Tuesday, August 28, 2007

Why Kindergarten Is Bad for Children

Not a bad proposition here:

"I'd encourage your youngest one to abandon kindergarten altogether. Almost everything I learned was learned outside the classroom, and school itself interrupted my education.

Moreover, school locks you in with your peers. That is a mistake. One's social circle should never include one's equals. From my earliest years I found children uninteresting and always preferred the company of adults. This was an advantage, because I got to know lots of folks who are dead now whom I never would have known if I had waited until I was an adult. - So I have a collective memory - and oral tradition - that goes back to the eighteenth century, having spoken with people who knew people who knew people who knew people who lived then.

- The only real university is the universe and a city its microcosm. That is why an expression like "New York University" is foolish. New York City is the university….Instead of school, children should spend some hours each day in hotel lobbies talking to the guests. They should spend time in restaurant kitchens and shops and garages of all kinds, learning from people who actually make the world work….

One day spent roaming through a real classical church building would be the equivalent of one academic term in any of our schools, and a little time spent inconspicuously in a police station would be more informative than all the hours wasted on bogus social sciences.

Formal lessons would only be required for accuracy in spelling and proficiency in public speaking, for which the public speakers in our culture are not models, and in exchange for performing some menial services a child could learn the violin, harp, and piano from musicians in one of the better cocktail lounges, or from performers in the public subways….

So I urge you to keep your child out of kindergarten, because kindergarten will only lead to first grade and then the grim sequence of grade after grade begins and takes its inexorable toll on the mind born fertile but gradually numbed by the pedants who impose on the captive child the flotsam of their own infecundity."

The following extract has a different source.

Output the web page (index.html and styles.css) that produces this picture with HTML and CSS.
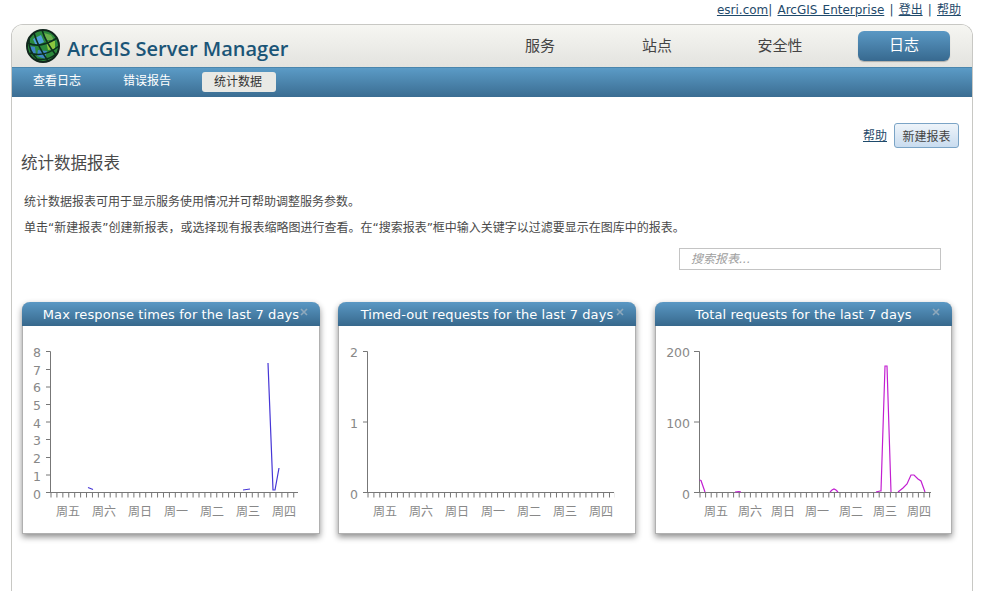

Fr. G. Rutler, quoted by Gerald.

4 comments:

Billiam said...

I have to say, the majority of those I hung around were older. Most of the time, this was a good thing. Sometimes, not so much..;-)

Anonymous said...

Best thing I've read in weeks!

Anonymous said...

If you homeschool, this is fine. Otherwise, what a crock. For vast majority of us who can't homeschool, school is the only alternative. Only formal lessons would be in spelling and public speaking? How about math, science and foriegn language?
Real world experiences are great, but you can only do so much. Maybe in a big city, you can see zoos and museums, but you don't get the rural flavor and likewise, living in a small town is not going to get you the same experience of living ina big city. And I am quite sure, putting that you were by real life experiences on your college resume is not going to impress very many people.
My sister homeschools by teaching real experiences- it is a curriculum. It's been a diaster for them.
To clarify, i am a teacher who also supports home schooling but I do not endorse in any way a real experience curriculum.

GOR said...

I have a lot of regard for Fr. Rutler, but I part company with him on this one - and I seriously doubt that 'almost everything' he learned was outside the classroom. With age, memory fails...

What education needs today is better teachers and parents who support and reinforce their work. For the former, Oliver Goldsmith's Village Schoolmaster reminds me of some of my old teachers in Ireland:

"A man severe he was and stern to view.
I knew him well and every truant knew.
Well had the boding tremblers learned to trace.
The day's disasters in his morning face.
Full well they laughed with counterfeited glee.
At all his jokes, for many a joke had he.
Full well the busy whisper, circling round.
Conveyed the dismal tidings when he frowned.
Yet he was kind; or if severe in aught.
The love he bore to learning was at fault.
The village all declared how much he knew.
'Twas certain he could write, and cipher too.
Lands he could measure, terms and tides presage.
And e'en the story ran that he could gauge.
In arguing too the parson owned his skill.
For e'en though vanquish'd he could argue still.
While words of learned length and thund'ring sound.
Amazed the gazing rustics ranged around.
And still they gazed and still the wonder grew.
That one small head could carry all he knew."